(What is asked):
Reproduce the material word for word; the images stay out.
********
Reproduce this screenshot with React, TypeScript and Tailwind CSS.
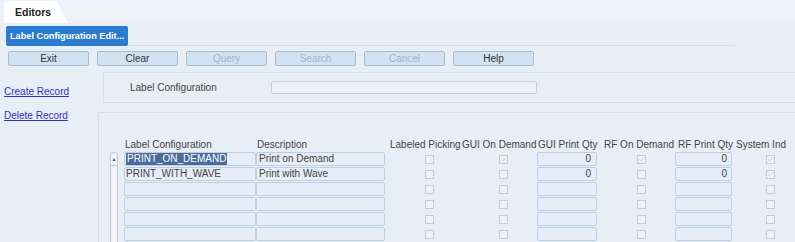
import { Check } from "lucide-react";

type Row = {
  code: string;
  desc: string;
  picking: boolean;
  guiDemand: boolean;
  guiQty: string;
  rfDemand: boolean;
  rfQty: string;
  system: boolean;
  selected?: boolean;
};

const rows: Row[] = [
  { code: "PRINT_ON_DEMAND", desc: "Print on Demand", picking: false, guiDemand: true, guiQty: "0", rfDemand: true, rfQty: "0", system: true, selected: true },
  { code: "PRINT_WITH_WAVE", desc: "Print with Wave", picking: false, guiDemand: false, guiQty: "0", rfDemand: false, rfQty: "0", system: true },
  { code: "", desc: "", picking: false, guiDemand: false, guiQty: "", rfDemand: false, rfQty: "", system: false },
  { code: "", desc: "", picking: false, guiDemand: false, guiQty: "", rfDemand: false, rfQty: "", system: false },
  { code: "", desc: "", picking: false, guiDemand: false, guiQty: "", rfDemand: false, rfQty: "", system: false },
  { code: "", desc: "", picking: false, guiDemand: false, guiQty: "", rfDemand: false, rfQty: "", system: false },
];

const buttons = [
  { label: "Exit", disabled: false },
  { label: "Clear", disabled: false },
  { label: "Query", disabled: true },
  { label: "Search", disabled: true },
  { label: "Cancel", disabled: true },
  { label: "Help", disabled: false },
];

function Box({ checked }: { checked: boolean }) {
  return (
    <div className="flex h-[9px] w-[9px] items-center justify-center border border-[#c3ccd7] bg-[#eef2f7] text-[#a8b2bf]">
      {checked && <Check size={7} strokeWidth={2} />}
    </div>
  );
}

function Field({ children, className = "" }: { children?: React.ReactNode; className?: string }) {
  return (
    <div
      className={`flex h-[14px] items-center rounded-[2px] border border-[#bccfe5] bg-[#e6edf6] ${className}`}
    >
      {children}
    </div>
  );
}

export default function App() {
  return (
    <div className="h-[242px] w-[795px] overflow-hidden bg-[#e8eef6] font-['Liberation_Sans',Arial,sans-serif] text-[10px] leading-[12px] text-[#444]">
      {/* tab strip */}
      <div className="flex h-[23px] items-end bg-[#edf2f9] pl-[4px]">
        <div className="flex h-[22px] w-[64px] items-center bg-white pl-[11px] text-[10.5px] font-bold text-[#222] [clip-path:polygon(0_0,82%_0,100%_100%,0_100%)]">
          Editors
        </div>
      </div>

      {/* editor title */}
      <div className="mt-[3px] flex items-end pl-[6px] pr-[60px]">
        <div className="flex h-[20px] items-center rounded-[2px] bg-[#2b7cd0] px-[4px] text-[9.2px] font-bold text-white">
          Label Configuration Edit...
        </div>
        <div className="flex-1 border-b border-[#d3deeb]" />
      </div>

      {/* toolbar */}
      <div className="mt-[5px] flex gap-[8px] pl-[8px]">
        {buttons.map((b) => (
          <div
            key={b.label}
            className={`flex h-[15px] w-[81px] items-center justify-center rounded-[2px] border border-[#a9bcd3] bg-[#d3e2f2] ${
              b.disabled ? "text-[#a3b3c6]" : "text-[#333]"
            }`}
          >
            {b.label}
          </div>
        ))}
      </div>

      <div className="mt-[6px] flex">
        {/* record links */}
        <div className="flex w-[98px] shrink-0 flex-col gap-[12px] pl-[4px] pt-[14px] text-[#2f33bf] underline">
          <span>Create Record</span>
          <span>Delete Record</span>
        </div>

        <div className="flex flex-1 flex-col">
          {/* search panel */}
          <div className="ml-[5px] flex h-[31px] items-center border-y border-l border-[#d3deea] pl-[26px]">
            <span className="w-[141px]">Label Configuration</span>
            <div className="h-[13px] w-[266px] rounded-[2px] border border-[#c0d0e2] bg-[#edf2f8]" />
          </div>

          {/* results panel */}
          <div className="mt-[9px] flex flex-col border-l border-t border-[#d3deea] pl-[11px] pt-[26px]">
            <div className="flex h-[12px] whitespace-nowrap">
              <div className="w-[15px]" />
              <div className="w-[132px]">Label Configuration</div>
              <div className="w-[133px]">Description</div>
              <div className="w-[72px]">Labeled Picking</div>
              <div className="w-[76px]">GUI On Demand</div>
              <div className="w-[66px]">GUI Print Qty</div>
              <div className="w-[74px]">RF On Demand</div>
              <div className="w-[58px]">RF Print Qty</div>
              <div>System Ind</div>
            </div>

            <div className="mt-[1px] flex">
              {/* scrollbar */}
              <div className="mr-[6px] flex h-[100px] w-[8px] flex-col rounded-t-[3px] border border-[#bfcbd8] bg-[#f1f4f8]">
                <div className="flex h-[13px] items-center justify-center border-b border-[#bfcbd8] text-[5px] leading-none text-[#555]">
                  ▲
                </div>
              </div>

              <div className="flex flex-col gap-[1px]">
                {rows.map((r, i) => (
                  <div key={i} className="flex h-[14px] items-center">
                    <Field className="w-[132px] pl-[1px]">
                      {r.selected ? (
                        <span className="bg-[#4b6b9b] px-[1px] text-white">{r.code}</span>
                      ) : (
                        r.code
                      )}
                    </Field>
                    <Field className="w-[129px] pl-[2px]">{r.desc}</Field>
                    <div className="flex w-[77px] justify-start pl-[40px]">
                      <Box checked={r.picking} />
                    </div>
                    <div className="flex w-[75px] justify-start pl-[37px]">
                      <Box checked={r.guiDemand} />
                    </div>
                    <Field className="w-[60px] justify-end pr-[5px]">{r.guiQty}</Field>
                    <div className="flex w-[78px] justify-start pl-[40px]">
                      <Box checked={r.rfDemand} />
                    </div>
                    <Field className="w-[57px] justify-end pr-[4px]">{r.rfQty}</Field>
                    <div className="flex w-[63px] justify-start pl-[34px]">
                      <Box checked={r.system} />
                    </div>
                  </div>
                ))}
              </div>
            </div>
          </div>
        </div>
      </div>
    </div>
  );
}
********
(Response for this exercise):
Reproduce this screenshot with React, TypeScript and Tailwind CSS.
import { Check } from "lucide-react";

type Row = {
  code: string;
  desc: string;
  picking: boolean;
  guiDemand: boolean;
  guiQty: string;
  rfDemand: boolean;
  rfQty: string;
  system: boolean;
  selected?: boolean;
};

const rows: Row[] = [
  { code: "PRINT_ON_DEMAND", desc: "Print on Demand", picking: false, guiDemand: true, guiQty: "0", rfDemand: true, rfQty: "0", system: true, selected: true },
  { code: "PRINT_WITH_WAVE", desc: "Print with Wave", picking: false, guiDemand: false, guiQty: "0", rfDemand: false, rfQty: "0", system: true },
  { code: "", desc: "", picking: false, guiDemand: false, guiQty: "", rfDemand: false, rfQty: "", system: false },
  { code: "", desc: "", picking: false, guiDemand: false, guiQty: "", rfDemand: false, rfQty: "", system: false },
  { code: "", desc: "", picking: false, guiDemand: false, guiQty: "", rfDemand: false, rfQty: "", system: false },
  { code: "", desc: "", picking: false, guiDemand: false, guiQty: "", rfDemand: false, rfQty: "", system: false },
];

const buttons = [
  { label: "Exit", disabled: false },
  { label: "Clear", disabled: false },
  { label: "Query", disabled: true },
  { label: "Search", disabled: true },
  { label: "Cancel", disabled: true },
  { label: "Help", disabled: false },
];

function Box({ checked }: { checked: boolean }) {
  return (
    <div className="flex h-[9px] w-[9px] items-center justify-center border border-[#c3ccd7] bg-[#eef2f7] text-[#a8b2bf]">
      {checked && <Check size={7} strokeWidth={2} />}
    </div>
  );
}

function Field({ children, className = "" }: { children?: React.ReactNode; className?: string }) {
  return (
    <div
      className={`flex h-[14px] items-center rounded-[2px] border border-[#bccfe5] bg-[#e6edf6] ${className}`}
    >
      {children}
    </div>
  );
}

export default function App() {
  return (
    <div className="h-[242px] w-[795px] overflow-hidden bg-[#e8eef6] font-['Liberation_Sans',Arial,sans-serif] text-[10px] leading-[12px] text-[#444]">
      {/* tab strip */}
      <div className="flex h-[23px] items-end bg-[#edf2f9] pl-[4px]">
        <div className="flex h-[22px] w-[64px] items-center bg-white pl-[11px] text-[10.5px] font-bold text-[#222] [clip-path:polygon(0_0,82%_0,100%_100%,0_100%)]">
          Editors
        </div>
      </div>

      {/* editor title */}
      <div className="mt-[3px] flex items-end pl-[6px] pr-[60px]">
        <div className="flex h-[20px] items-center rounded-[2px] bg-[#2b7cd0] px-[4px] text-[9.2px] font-bold text-white">
          Label Configuration Edit...
        </div>
        <div className="flex-1 border-b border-[#d3deeb]" />
      </div>

      {/* toolbar */}
      <div className="mt-[5px] flex gap-[8px] pl-[8px]">
        {buttons.map((b) => (
          <div
            key={b.label}
            className={`flex h-[15px] w-[81px] items-center justify-center rounded-[2px] border border-[#a9bcd3] bg-[#d3e2f2] ${
              b.disabled ? "text-[#a3b3c6]" : "text-[#333]"
            }`}
          >
            {b.label}
          </div>
        ))}
      </div>

      <div className="mt-[6px] flex">
        {/* record links */}
        <div className="flex w-[98px] shrink-0 flex-col gap-[12px] pl-[4px] pt-[14px] text-[#2f33bf] underline">
          <span>Create Record</span>
          <span>Delete Record</span>
        </div>

        <div className="flex flex-1 flex-col">
          {/* search panel */}
          <div className="ml-[5px] flex h-[31px] items-center border-y border-l border-[#d3deea] pl-[26px]">
            <span className="w-[141px]">Label Configuration</span>
            <div className="h-[13px] w-[266px] rounded-[2px] border border-[#c0d0e2] bg-[#edf2f8]" />
          </div>

          {/* results panel */}
          <div className="mt-[9px] flex flex-col border-l border-t border-[#d3deea] pl-[11px] pt-[26px]">
            <div className="flex h-[12px] whitespace-nowrap">
              <div className="w-[15px]" />
              <div className="w-[132px]">Label Configuration</div>
              <div className="w-[133px]">Description</div>
              <div className="w-[72px]">Labeled Picking</div>
              <div className="w-[76px]">GUI On Demand</div>
              <div className="w-[66px]">GUI Print Qty</div>
              <div className="w-[74px]">RF On Demand</div>
              <div className="w-[58px]">RF Print Qty</div>
              <div>System Ind</div>
            </div>

            <div className="mt-[1px] flex">
              {/* scrollbar */}
              <div className="mr-[6px] flex h-[100px] w-[8px] flex-col rounded-t-[3px] border border-[#bfcbd8] bg-[#f1f4f8]">
                <div className="flex h-[13px] items-center justify-center border-b border-[#bfcbd8] text-[5px] leading-none text-[#555]">
                  ▲
                </div>
              </div>

              <div className="flex flex-col gap-[1px]">
                {rows.map((r, i) => (
                  <div key={i} className="flex h-[14px] items-center">
                    <Field className="w-[132px] pl-[1px]">
                      {r.selected ? (
                        <span className="bg-[#4b6b9b] px-[1px] text-white">{r.code}</span>
                      ) : (
                        r.code
                      )}
                    </Field>
                    <Field className="w-[129px] pl-[2px]">{r.desc}</Field>
                    <div className="flex w-[77px] justify-start pl-[40px]">
                      <Box checked={r.picking} />
                    </div>
                    <div className="flex w-[75px] justify-start pl-[37px]">
                      <Box checked={r.guiDemand} />
                    </div>
                    <Field className="w-[60px] justify-end pr-[5px]">{r.guiQty}</Field>
                    <div className="flex w-[78px] justify-start pl-[40px]">
                      <Box checked={r.rfDemand} />
                    </div>
                    <Field className="w-[57px] justify-end pr-[4px]">{r.rfQty}</Field>
                    <div className="flex w-[63px] justify-start pl-[34px]">
                      <Box checked={r.system} />
                    </div>
                  </div>
                ))}
              </div>
            </div>
          </div>
        </div>
      </div>
    </div>
  );
}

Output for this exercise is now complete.